En cas de doute quant à l'admissibilité de ces motifs non fiscaux, le contribuable peut soumettre une question à la Commission de ruling. Cette dernière évaluera sur base de tous les faits s'il y a abus ou non. Dans les cas décrits ci-dessous, la Commission a jugé que les motifs du contribuable étaient insuffisants. Selon la Commission, les opérations projetées constituent donc un abus fiscal. Si vous voulez être certain des opérations que vous projetez, il est préférable de demander l'avis de la Commission de ruling. Les exemples ci-dessous vous donneront une idée de la façon dont la Commission voit les choses. Attention: les faits concrets sont décisifs pour la décision finale de la Commission. D'autres faits peuvent donc conduire à d'autres décisions.

Utilisation de pertes antérieures

Les opérations réalisées avec des sociétés déficitaires dans le but de pouvoir compenser les bénéfices de sociétés liées suscitent toujours la méfiance du fisc. Autrement dit, celui qui projette de réaliser de telles opérations, doit avoir de bonnes raisons non fiscales pour les justifier. En témoignent les deux demandes suivantes qui ont été rejetées par la Commission de ruling:

une société bénéficiaire absorbe une société déficitaire (avec la même activité). Grâce à cette fusion, la société absorbante pourra utiliser une grande partie des pertes de la société absorbée, de sorte qu'elle ne devrait à nouveau payer de l'impôt qu'en 2020. La Commission de ruling juge la motivation non fiscale de l'opération peu convaincante, d'autant que la nouvelle structure va à l'encontre du modèle d'entreprise appliqué jusqu'à présent;

une société a presqu'entièrement cessé ces activités. L'opération projetée fera de cette société le centre du groupe pour les financements à court terme. Il existe cependant déjà une société étrangère du groupe qui centralise les financements internes. Sur base de cela, la Commission estime que cette nouvelle opération est motivée uniquement par des raisons fiscales: à savoir utiliser la grande quantité de pertes à reporter qui se trouvent toujours dans la société belge.

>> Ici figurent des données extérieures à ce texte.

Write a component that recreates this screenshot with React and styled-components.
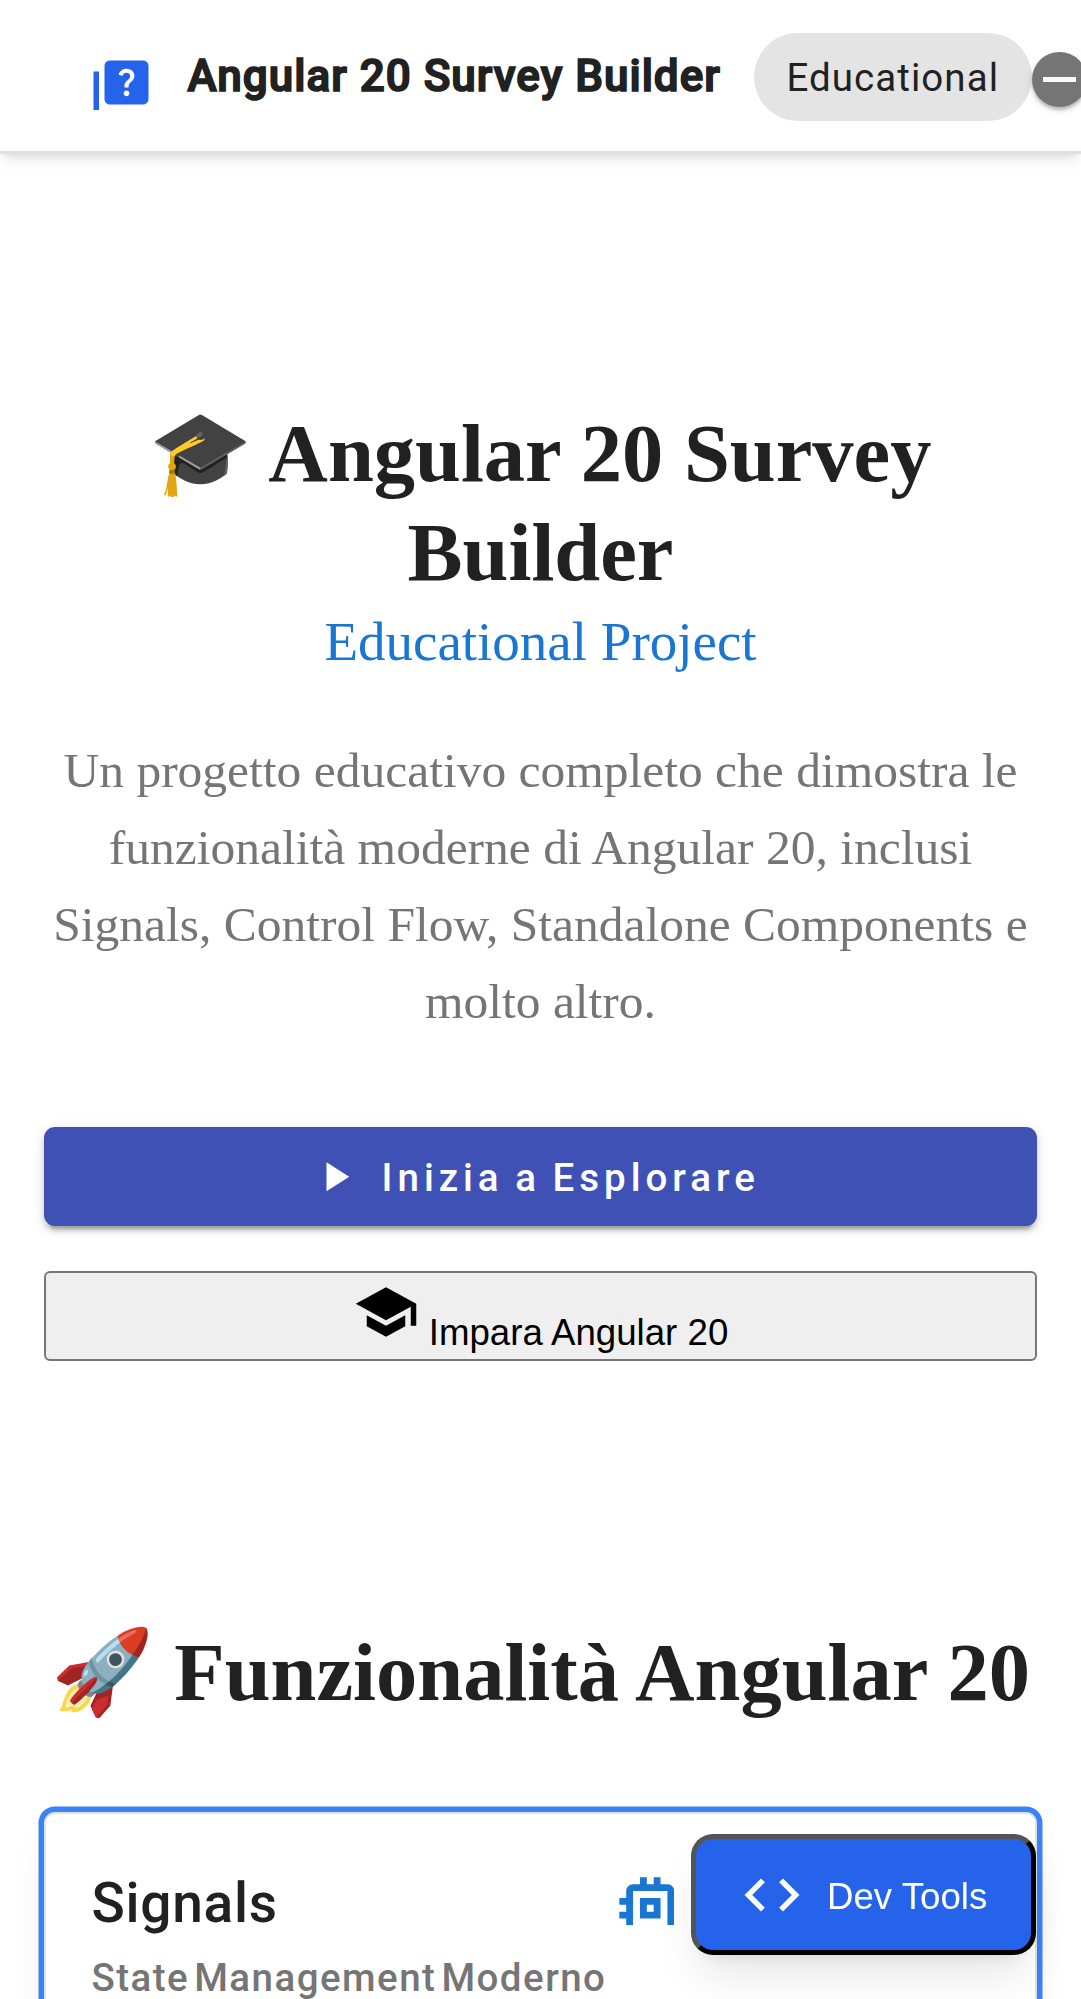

Transfert de biens immobiliers

Une personne physique détient l'ensemble des parts d'une société qui n'exerce plus d'activités et n'est plus que propriétaire d'un immeuble. La personne physique vend toutes ses parts à un tiers. Le vendeur peut ainsi éviter la taxation de la plus-value à l'impôt des sociétés et évite d'être imposé personnellement sur un boni de liquidation à l'impôt des personnes physiques. La Commission de ruling considère cette construction comme un abus fiscal: l'acheteur n'est clairement pas intéressé par la société (qui n'exerce plus d'activités), mais achète uniquement les parts en raison de l'immeuble qui se trouve toujours dans la société.

Les constructions visant à vendre un immeuble à un tiers ne sont pas les seules à être dans le collimateur du fisc. Les constructions de location - sous-location sont (parfois) aussi qualifiées d'abus fiscal par la Commission. Un contribuable met sur pied une construction classique de location - sous-location: il loue le bien au locataire principal qui le sous-loue à une société commerciale qui utilisera le bien pour les besoins de son activité professionnelle. La Commission ne voit aucun motif autre que fiscal à cette construction: à savoir éviter que le loueur principal ne soit imposé sur le loyer effectivement perçu.